| SET | MODEL | TASKS | CORRECT | SCORE | AVG CELL MATCH | NOTES |
|---|---|---|---|---|---|---|
| V8AGI-1 training ×5 runs | qwen2.5:14b | 54 each | 14–19 | 25.9–35.2% | — | AGI-1 bench · highly repetitive grids · pattern matching works |
| AGI-1Training 20-task | qwen2.5:7b | 20 | 0 | 0% | ~0% | Smaller model · AGI-1 · 0/20 |
| AGI-1Training ×8 editions | qwen2.5:7b | 20 | 0 | 0% | 0.0% | Memorisation collapse confirmed · rotated grids → 0% |
| AGI-2Training | qwen2.5:7b | 20 | 0 | 0% | 21.6% | 2 "close" · 30×30 wall begins |
| AGI-2Training | qwen2.5:14b | 20 | 1 | 5% | 32.8% | 4 "close" · ONLY SOLVE: 017c7c7b (tiling+recolor — guessable) |
| AGI-2 EVALBlind set | qwen2.5:14b | 10 | 0 | 0% | 8.9% | 1 "close" · THE WALL · TOTAL COGNITIVE COLLAPSE |
AUTOPSY — WHY THE WALL IS REAL
The AGI-1 mirage: 25-35% on v8 looked like progress.
It was memorisation. Smaller grids, repetitive patterns, transformer pattern-matching
working on pixel noise. The model never learned rules — it learned textures.
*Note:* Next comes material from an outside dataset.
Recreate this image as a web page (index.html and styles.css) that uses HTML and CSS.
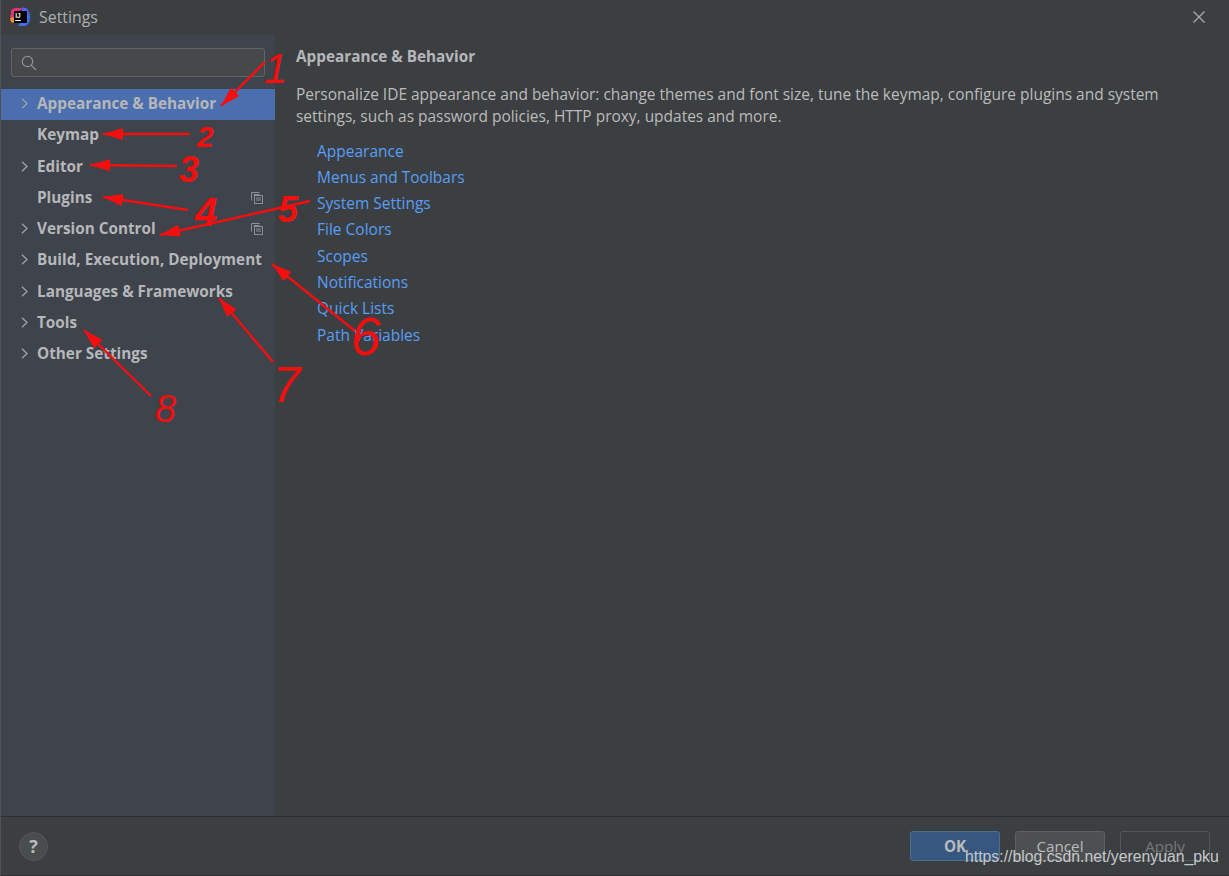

AGI-2 is different: 30×30 grids. Novel topologies.
No two tasks share a pattern. The model receives 900 integers
and must extract the spatial rule. At 8.9% cell match on the eval set,
it is not even close to the right shape — it is hallucinating
pixel values with no geometric grounding.
Rick's Law holds: You cannot transform an object you cannot perceive.
017c7c7b was solved because it was a simple tiling + recolor —
the model could guess the answer from statistical patterns.
The other 9 eval tasks required actual spatial reasoning. Flatline.
The fix is not a bigger model. The fix is the Optic Nerve.